- _Directions_: Pull out from the material below all lines with "index".

- _Dataset extract_:

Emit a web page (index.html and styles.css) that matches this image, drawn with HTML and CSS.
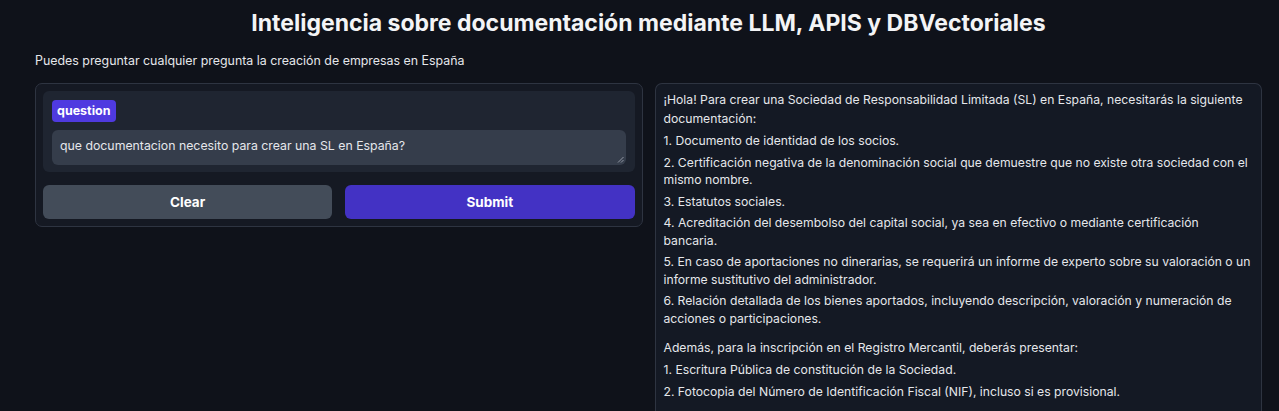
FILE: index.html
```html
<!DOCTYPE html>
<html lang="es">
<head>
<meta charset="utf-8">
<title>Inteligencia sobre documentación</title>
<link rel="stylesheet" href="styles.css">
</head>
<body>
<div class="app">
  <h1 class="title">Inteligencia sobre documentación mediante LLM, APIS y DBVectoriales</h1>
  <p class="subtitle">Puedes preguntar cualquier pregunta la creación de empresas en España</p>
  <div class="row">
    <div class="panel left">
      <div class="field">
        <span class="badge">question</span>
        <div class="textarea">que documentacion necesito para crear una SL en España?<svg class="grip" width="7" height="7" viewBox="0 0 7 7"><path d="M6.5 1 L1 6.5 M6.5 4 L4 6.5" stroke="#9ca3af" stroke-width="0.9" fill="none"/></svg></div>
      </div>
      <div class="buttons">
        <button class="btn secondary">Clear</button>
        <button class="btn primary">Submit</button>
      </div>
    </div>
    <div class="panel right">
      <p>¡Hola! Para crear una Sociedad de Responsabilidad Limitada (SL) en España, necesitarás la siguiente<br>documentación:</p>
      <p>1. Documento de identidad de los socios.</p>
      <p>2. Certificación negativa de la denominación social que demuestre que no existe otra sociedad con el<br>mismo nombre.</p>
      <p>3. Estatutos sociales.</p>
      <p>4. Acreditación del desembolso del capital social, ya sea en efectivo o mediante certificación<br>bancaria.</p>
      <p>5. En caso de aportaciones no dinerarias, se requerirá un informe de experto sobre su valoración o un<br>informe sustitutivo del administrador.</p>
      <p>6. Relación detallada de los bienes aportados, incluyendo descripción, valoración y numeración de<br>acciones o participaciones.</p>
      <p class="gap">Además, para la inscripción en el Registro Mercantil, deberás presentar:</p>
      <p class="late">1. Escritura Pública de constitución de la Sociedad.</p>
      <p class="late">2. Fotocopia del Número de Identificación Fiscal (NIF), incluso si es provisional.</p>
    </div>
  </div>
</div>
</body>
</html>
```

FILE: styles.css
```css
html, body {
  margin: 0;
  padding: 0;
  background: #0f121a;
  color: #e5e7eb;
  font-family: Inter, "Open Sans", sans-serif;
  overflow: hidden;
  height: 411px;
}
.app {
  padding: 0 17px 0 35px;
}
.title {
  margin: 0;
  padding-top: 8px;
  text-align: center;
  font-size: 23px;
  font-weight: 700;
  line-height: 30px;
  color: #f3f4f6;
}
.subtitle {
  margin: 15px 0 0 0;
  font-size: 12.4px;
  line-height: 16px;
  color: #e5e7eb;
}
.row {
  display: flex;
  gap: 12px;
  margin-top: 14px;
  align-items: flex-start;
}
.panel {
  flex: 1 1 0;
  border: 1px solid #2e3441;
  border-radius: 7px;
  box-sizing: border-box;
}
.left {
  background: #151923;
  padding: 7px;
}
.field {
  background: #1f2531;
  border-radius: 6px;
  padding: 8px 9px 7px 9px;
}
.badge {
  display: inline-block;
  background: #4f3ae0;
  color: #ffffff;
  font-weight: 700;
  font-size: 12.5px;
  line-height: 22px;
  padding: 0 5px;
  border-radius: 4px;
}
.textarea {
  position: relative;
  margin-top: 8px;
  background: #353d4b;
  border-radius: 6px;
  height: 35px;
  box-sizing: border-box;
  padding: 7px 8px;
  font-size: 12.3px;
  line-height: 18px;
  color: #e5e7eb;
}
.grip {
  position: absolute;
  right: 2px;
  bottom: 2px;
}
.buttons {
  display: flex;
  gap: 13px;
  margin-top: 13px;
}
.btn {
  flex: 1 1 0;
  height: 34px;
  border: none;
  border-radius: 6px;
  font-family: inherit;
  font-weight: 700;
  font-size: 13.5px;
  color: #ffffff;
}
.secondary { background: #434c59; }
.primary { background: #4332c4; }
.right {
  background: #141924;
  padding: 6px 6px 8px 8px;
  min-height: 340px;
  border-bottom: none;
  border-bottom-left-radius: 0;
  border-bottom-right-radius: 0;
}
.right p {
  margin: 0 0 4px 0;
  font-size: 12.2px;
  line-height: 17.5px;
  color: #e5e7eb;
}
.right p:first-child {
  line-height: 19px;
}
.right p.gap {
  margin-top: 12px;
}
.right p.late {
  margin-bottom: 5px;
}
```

- _Answer for this exercise_:
Emit a web page (index.html and styles.css) that matches this image, drawn with HTML and CSS.
FILE: index.html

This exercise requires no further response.